##### Dataset excerpt #####

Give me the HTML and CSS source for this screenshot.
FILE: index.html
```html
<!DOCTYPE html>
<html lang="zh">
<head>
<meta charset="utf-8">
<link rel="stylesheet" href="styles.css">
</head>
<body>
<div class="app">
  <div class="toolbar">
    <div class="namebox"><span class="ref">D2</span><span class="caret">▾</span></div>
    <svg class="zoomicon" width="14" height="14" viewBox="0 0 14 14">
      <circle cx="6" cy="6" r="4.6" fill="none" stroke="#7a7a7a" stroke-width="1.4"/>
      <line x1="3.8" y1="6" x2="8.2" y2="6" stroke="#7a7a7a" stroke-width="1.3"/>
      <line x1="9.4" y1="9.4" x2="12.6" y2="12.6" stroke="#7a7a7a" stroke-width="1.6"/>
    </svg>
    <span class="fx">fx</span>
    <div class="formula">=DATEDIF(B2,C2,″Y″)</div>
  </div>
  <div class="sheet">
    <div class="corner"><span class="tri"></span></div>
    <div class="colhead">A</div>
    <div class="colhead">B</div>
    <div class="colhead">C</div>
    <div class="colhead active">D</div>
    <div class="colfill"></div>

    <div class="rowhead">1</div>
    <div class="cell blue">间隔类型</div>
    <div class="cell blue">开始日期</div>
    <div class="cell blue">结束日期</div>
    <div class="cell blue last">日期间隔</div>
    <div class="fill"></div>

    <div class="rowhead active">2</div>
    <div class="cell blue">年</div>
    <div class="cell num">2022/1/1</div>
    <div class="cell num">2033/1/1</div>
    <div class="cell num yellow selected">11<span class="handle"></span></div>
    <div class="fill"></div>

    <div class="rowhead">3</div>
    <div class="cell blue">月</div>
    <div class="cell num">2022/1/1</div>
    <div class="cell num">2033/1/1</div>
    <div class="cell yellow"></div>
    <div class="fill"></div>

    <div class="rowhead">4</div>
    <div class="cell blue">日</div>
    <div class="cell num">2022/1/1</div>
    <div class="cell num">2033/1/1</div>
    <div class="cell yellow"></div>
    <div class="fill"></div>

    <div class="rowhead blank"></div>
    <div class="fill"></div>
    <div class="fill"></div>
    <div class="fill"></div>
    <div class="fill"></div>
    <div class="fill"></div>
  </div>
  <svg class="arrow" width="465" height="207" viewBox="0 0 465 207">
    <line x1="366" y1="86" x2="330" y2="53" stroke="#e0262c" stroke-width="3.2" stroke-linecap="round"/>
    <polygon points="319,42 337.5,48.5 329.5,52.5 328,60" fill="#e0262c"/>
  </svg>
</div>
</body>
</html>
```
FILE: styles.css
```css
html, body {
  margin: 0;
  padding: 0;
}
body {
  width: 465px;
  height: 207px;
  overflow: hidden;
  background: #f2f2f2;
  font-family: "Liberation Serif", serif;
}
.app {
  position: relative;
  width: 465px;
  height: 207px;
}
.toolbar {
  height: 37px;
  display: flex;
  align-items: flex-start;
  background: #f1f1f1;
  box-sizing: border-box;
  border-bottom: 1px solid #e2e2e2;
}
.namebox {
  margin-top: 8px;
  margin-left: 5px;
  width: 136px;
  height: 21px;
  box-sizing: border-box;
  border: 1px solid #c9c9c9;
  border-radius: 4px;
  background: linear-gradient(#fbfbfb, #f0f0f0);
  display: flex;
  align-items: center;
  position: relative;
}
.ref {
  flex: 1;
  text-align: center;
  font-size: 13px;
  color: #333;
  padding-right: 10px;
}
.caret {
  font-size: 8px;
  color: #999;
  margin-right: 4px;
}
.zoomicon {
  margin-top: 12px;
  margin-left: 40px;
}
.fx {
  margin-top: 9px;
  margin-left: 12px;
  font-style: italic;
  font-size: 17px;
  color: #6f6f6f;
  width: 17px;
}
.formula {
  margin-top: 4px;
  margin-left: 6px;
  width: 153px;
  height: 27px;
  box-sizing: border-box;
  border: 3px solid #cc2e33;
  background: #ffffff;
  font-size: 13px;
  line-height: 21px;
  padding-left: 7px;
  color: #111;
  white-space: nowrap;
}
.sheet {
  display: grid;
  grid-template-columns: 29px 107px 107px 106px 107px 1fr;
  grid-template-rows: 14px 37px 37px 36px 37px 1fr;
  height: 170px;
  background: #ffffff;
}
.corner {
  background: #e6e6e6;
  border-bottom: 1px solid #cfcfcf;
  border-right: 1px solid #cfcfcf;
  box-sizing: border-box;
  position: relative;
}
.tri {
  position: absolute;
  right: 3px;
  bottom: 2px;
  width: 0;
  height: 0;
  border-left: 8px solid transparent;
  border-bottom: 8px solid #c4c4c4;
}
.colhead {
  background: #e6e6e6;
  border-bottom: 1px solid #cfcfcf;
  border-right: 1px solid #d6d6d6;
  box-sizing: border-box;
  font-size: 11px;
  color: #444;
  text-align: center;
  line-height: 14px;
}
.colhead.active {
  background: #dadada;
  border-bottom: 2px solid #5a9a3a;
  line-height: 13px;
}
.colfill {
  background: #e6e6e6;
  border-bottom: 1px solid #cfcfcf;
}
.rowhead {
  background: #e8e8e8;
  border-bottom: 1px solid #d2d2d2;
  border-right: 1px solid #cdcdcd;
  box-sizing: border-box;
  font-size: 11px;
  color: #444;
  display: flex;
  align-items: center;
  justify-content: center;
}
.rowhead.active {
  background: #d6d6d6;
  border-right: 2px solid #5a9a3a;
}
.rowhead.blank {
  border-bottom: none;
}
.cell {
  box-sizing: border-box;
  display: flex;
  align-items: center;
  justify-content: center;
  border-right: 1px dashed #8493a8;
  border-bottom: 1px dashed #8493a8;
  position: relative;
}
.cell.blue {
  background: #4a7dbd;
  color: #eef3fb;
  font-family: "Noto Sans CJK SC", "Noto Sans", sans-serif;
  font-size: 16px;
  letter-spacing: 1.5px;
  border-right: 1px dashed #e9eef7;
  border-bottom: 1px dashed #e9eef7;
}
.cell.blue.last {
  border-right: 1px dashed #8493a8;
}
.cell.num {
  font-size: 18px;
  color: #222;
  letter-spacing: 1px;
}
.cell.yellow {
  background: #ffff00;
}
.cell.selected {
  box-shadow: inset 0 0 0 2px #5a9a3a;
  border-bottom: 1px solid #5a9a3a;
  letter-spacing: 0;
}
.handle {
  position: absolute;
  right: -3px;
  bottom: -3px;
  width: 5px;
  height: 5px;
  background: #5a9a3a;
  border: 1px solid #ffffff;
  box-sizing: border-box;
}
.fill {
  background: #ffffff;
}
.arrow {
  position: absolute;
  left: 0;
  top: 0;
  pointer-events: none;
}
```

#####

◆ **What to do**: Transcribe all of the material exactly. Omit nothing.

◆ **Response to this exercise**:
Give me the HTML and CSS source for this screenshot.
FILE: index.html
```html
<!DOCTYPE html>
<html lang="zh">
<head>
<meta charset="utf-8">
<link rel="stylesheet" href="styles.css">
</head>
<body>
<div class="app">
  <div class="toolbar">
    <div class="namebox"><span class="ref">D2</span><span class="caret">▾</span></div>
    <svg class="zoomicon" width="14" height="14" viewBox="0 0 14 14">
      <circle cx="6" cy="6" r="4.6" fill="none" stroke="#7a7a7a" stroke-width="1.4"/>
      <line x1="3.8" y1="6" x2="8.2" y2="6" stroke="#7a7a7a" stroke-width="1.3"/>
      <line x1="9.4" y1="9.4" x2="12.6" y2="12.6" stroke="#7a7a7a" stroke-width="1.6"/>
    </svg>
    <span class="fx">fx</span>
    <div class="formula">=DATEDIF(B2,C2,″Y″)</div>
  </div>
  <div class="sheet">
    <div class="corner"><span class="tri"></span></div>
    <div class="colhead">A</div>
    <div class="colhead">B</div>
    <div class="colhead">C</div>
    <div class="colhead active">D</div>
    <div class="colfill"></div>

    <div class="rowhead">1</div>
    <div class="cell blue">间隔类型</div>
    <div class="cell blue">开始日期</div>
    <div class="cell blue">结束日期</div>
    <div class="cell blue last">日期间隔</div>
    <div class="fill"></div>

    <div class="rowhead active">2</div>
    <div class="cell blue">年</div>
    <div class="cell num">2022/1/1</div>
    <div class="cell num">2033/1/1</div>
    <div class="cell num yellow selected">11<span class="handle"></span></div>
    <div class="fill"></div>

    <div class="rowhead">3</div>
    <div class="cell blue">月</div>
    <div class="cell num">2022/1/1</div>
    <div class="cell num">2033/1/1</div>
    <div class="cell yellow"></div>
    <div class="fill"></div>

    <div class="rowhead">4</div>
    <div class="cell blue">日</div>
    <div class="cell num">2022/1/1</div>
    <div class="cell num">2033/1/1</div>
    <div class="cell yellow"></div>
    <div class="fill"></div>

    <div class="rowhead blank"></div>
    <div class="fill"></div>
    <div class="fill"></div>
    <div class="fill"></div>
    <div class="fill"></div>
    <div class="fill"></div>
  </div>
  <svg class="arrow" width="465" height="207" viewBox="0 0 465 207">
    <line x1="366" y1="86" x2="330" y2="53" stroke="#e0262c" stroke-width="3.2" stroke-linecap="round"/>
    <polygon points="319,42 337.5,48.5 329.5,52.5 328,60" fill="#e0262c"/>
  </svg>
</div>
</body>
</html>
```
FILE: styles.css
```css
html, body {
  margin: 0;
  padding: 0;
}
body {
  width: 465px;
  height: 207px;
  overflow: hidden;
  background: #f2f2f2;
  font-family: "Liberation Serif", serif;
}
.app {
  position: relative;
  width: 465px;
  height: 207px;
}
.toolbar {
  height: 37px;
  display: flex;
  align-items: flex-start;
  background: #f1f1f1;
  box-sizing: border-box;
  border-bottom: 1px solid #e2e2e2;
}
.namebox {
  margin-top: 8px;
  margin-left: 5px;
  width: 136px;
  height: 21px;
  box-sizing: border-box;
  border: 1px solid #c9c9c9;
  border-radius: 4px;
  background: linear-gradient(#fbfbfb, #f0f0f0);
  display: flex;
  align-items: center;
  position: relative;
}
.ref {
  flex: 1;
  text-align: center;
  font-size: 13px;
  color: #333;
  padding-right: 10px;
}
.caret {
  font-size: 8px;
  color: #999;
  margin-right: 4px;
}
.zoomicon {
  margin-top: 12px;
  margin-left: 40px;
}
.fx {
  margin-top: 9px;
  margin-left: 12px;
  font-style: italic;
  font-size: 17px;
  color: #6f6f6f;
  width: 17px;
}
.formula {
  margin-top: 4px;
  margin-left: 6px;
  width: 153px;
  height: 27px;
  box-sizing: border-box;
  border: 3px solid #cc2e33;
  background: #ffffff;
  font-size: 13px;
  line-height: 21px;
  padding-left: 7px;
  color: #111;
  white-space: nowrap;
}
.sheet {
  display: grid;
  grid-template-columns: 29px 107px 107px 106px 107px 1fr;
  grid-template-rows: 14px 37px 37px 36px 37px 1fr;
  height: 170px;
  background: #ffffff;
}
.corner {
  background: #e6e6e6;
  border-bottom: 1px solid #cfcfcf;
  border-right: 1px solid #cfcfcf;
  box-sizing: border-box;
  position: relative;
}
.tri {
  position: absolute;
  right: 3px;
  bottom: 2px;
  width: 0;
  height: 0;
  border-left: 8px solid transparent;
  border-bottom: 8px solid #c4c4c4;
}
.colhead {
  background: #e6e6e6;
  border-bottom: 1px solid #cfcfcf;
  border-right: 1px solid #d6d6d6;
  box-sizing: border-box;
  font-size: 11px;
  color: #444;
  text-align: center;
  line-height: 14px;
}
.colhead.active {
  background: #dadada;
  border-bottom: 2px solid #5a9a3a;
  line-height: 13px;
}
.colfill {
  background: #e6e6e6;
  border-bottom: 1px solid #cfcfcf;
}
.rowhead {
  background: #e8e8e8;
  border-bottom: 1px solid #d2d2d2;
  border-right: 1px solid #cdcdcd;
  box-sizing: border-box;
  font-size: 11px;
  color: #444;
  display: flex;
  align-items: center;
  justify-content: center;
}
.rowhead.active {
  background: #d6d6d6;
  border-right: 2px solid #5a9a3a;
}
.rowhead.blank {
  border-bottom: none;
}
.cell {
  box-sizing: border-box;
  display: flex;
  align-items: center;
  justify-content: center;
  border-right: 1px dashed #8493a8;
  border-bottom: 1px dashed #8493a8;
  position: relative;
}
.cell.blue {
  background: #4a7dbd;
  color: #eef3fb;
  font-family: "Noto Sans CJK SC", "Noto Sans", sans-serif;
  font-size: 16px;
  letter-spacing: 1.5px;
  border-right: 1px dashed #e9eef7;
  border-bottom: 1px dashed #e9eef7;
}
.cell.blue.last {
  border-right: 1px dashed #8493a8;
}
.cell.num {
  font-size: 18px;
  color: #222;
  letter-spacing: 1px;
}
.cell.yellow {
  background: #ffff00;
}
.cell.selected {
  box-shadow: inset 0 0 0 2px #5a9a3a;
  border-bottom: 1px solid #5a9a3a;
  letter-spacing: 0;
}
.handle {
  position: absolute;
  right: -3px;
  bottom: -3px;
  width: 5px;
  height: 5px;
  background: #5a9a3a;
  border: 1px solid #ffffff;
  box-sizing: border-box;
}
.fill {
  background: #ffffff;
}
.arrow {
  position: absolute;
  left: 0;
  top: 0;
  pointer-events: none;
}
```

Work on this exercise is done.